--- START OF Given data ---
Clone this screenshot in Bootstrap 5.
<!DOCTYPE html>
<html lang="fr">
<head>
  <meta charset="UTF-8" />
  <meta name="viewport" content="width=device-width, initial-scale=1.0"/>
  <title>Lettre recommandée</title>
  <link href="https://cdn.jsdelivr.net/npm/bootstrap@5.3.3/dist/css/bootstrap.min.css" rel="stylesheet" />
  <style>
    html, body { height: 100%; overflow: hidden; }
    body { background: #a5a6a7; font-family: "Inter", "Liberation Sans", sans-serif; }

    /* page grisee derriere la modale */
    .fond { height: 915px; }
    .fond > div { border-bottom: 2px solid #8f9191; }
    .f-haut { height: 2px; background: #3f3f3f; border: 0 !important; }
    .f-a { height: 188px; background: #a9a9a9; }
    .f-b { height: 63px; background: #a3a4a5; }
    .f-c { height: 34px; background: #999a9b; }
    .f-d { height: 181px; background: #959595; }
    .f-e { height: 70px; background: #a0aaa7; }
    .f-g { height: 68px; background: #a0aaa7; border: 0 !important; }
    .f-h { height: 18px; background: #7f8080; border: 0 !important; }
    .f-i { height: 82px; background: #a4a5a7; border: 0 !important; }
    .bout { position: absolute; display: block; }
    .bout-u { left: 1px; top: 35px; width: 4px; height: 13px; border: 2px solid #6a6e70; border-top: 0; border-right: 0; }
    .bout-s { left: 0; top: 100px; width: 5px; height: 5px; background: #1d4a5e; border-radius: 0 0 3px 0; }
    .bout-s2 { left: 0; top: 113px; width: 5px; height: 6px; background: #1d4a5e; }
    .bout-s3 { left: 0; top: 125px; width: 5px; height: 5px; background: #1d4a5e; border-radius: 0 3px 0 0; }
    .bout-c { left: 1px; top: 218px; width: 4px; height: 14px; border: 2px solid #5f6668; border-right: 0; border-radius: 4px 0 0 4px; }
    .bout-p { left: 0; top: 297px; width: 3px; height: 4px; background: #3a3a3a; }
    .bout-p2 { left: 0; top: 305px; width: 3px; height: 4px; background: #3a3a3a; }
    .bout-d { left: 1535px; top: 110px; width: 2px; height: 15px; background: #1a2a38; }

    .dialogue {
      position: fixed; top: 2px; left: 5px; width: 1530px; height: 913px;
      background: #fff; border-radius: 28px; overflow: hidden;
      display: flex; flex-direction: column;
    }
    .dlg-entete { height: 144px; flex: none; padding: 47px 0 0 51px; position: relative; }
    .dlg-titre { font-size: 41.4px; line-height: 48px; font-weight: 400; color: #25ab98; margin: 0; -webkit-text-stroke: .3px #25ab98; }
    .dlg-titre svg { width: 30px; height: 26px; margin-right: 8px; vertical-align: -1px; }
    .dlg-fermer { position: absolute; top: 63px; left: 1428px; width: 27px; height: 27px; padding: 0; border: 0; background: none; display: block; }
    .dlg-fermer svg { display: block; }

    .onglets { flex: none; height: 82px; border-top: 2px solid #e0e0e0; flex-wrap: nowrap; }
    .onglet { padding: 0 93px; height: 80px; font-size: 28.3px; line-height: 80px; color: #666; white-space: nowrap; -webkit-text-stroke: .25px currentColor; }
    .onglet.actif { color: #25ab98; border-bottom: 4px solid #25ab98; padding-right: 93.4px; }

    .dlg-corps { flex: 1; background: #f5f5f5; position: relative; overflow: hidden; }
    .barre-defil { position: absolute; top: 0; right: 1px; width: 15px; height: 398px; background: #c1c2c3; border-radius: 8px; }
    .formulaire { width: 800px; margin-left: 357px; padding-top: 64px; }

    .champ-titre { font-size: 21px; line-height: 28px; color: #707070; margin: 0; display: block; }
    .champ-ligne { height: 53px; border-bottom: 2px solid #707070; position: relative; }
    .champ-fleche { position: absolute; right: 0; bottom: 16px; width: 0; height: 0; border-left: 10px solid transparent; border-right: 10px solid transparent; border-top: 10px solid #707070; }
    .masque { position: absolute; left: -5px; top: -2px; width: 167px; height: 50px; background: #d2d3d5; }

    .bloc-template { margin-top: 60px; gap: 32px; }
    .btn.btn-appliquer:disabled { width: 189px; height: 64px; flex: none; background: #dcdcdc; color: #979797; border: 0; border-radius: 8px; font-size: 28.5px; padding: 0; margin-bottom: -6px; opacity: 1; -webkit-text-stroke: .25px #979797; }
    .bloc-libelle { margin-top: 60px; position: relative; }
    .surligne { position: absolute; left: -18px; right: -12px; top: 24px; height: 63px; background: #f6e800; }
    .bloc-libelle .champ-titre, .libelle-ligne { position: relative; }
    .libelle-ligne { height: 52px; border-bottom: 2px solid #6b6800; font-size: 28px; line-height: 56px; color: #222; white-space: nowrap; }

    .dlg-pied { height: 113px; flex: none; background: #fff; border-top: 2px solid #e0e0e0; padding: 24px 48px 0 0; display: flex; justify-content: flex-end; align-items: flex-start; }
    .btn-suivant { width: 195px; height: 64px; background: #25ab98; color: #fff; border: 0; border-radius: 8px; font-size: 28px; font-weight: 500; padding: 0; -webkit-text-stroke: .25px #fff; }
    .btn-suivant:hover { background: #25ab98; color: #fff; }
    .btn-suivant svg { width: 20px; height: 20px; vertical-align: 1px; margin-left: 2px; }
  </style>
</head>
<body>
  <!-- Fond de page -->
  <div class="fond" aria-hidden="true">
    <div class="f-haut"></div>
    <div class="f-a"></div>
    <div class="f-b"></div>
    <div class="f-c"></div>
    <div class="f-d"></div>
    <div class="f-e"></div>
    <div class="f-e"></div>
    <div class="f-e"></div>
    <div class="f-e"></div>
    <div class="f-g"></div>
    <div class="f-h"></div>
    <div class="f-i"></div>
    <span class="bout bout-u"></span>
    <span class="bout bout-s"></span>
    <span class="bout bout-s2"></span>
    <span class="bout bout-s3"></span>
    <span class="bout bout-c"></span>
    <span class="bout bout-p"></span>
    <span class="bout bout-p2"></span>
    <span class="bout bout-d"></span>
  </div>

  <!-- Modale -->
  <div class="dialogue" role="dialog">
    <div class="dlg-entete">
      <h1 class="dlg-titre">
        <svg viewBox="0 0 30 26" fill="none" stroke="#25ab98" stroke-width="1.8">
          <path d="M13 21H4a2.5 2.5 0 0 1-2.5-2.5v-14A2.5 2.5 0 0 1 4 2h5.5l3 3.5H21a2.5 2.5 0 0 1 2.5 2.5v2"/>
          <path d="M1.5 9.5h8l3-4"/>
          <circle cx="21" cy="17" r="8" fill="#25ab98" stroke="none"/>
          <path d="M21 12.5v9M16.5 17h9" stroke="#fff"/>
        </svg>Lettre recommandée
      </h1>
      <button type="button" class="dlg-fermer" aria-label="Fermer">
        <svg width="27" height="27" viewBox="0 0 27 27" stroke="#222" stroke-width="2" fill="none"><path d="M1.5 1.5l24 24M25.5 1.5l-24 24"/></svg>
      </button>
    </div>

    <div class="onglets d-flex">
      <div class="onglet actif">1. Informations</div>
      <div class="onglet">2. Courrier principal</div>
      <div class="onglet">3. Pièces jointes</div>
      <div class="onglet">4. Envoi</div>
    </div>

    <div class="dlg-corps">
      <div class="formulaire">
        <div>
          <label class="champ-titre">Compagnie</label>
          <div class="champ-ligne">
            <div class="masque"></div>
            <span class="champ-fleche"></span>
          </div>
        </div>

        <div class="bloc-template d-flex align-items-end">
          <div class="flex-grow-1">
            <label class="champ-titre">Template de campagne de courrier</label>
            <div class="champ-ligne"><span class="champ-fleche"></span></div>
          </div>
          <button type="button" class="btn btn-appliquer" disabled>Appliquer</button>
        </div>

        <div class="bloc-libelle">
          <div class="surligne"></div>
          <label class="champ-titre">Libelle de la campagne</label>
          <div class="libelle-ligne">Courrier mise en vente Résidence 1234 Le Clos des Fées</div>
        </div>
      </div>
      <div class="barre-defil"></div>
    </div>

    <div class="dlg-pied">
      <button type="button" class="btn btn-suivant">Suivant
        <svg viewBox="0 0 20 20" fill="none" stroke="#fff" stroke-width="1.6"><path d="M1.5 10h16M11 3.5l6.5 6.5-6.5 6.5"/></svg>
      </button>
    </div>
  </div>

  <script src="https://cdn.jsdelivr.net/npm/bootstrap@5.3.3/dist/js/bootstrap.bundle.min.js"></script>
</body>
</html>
--- END OF Given data ---
Required work:
Write out, unaltered, the lines from the opening of the listing through the line that includes "1535px; top: 110px;".

Correct result:
Clone this screenshot in Bootstrap 5.
<!DOCTYPE html>
<html lang="fr">
<head>
  <meta charset="UTF-8" />
  <meta name="viewport" content="width=device-width, initial-scale=1.0"/>
  <title>Lettre recommandée</title>
  <link href="https://cdn.jsdelivr.net/npm/bootstrap@5.3.3/dist/css/bootstrap.min.css" rel="stylesheet" />
  <style>
    html, body { height: 100%; overflow: hidden; }
    body { background: #a5a6a7; font-family: "Inter", "Liberation Sans", sans-serif; }

    /* page grisee derriere la modale */
    .fond { height: 915px; }
    .fond > div { border-bottom: 2px solid #8f9191; }
    .f-haut { height: 2px; background: #3f3f3f; border: 0 !important; }
    .f-a { height: 188px; background: #a9a9a9; }
    .f-b { height: 63px; background: #a3a4a5; }
    .f-c { height: 34px; background: #999a9b; }
    .f-d { height: 181px; background: #959595; }
    .f-e { height: 70px; background: #a0aaa7; }
    .f-g { height: 68px; background: #a0aaa7; border: 0 !important; }
    .f-h { height: 18px; background: #7f8080; border: 0 !important; }
    .f-i { height: 82px; background: #a4a5a7; border: 0 !important; }
    .bout { position: absolute; display: block; }
    .bout-u { left: 1px; top: 35px; width: 4px; height: 13px; border: 2px solid #6a6e70; border-top: 0; border-right: 0; }
    .bout-s { left: 0; top: 100px; width: 5px; height: 5px; background: #1d4a5e; border-radius: 0 0 3px 0; }
    .bout-s2 { left: 0; top: 113px; width: 5px; height: 6px; background: #1d4a5e; }
    .bout-s3 { left: 0; top: 125px; width: 5px; height: 5px; background: #1d4a5e; border-radius: 0 3px 0 0; }
    .bout-c { left: 1px; top: 218px; width: 4px; height: 14px; border: 2px solid #5f6668; border-right: 0; border-radius: 4px 0 0 4px; }
    .bout-p { left: 0; top: 297px; width: 3px; height: 4px; background: #3a3a3a; }
    .bout-p2 { left: 0; top: 305px; width: 3px; height: 4px; background: #3a3a3a; }
    .bout-d { left: 1535px; top: 110px; width: 2px; height: 15px; background: #1a2a38; }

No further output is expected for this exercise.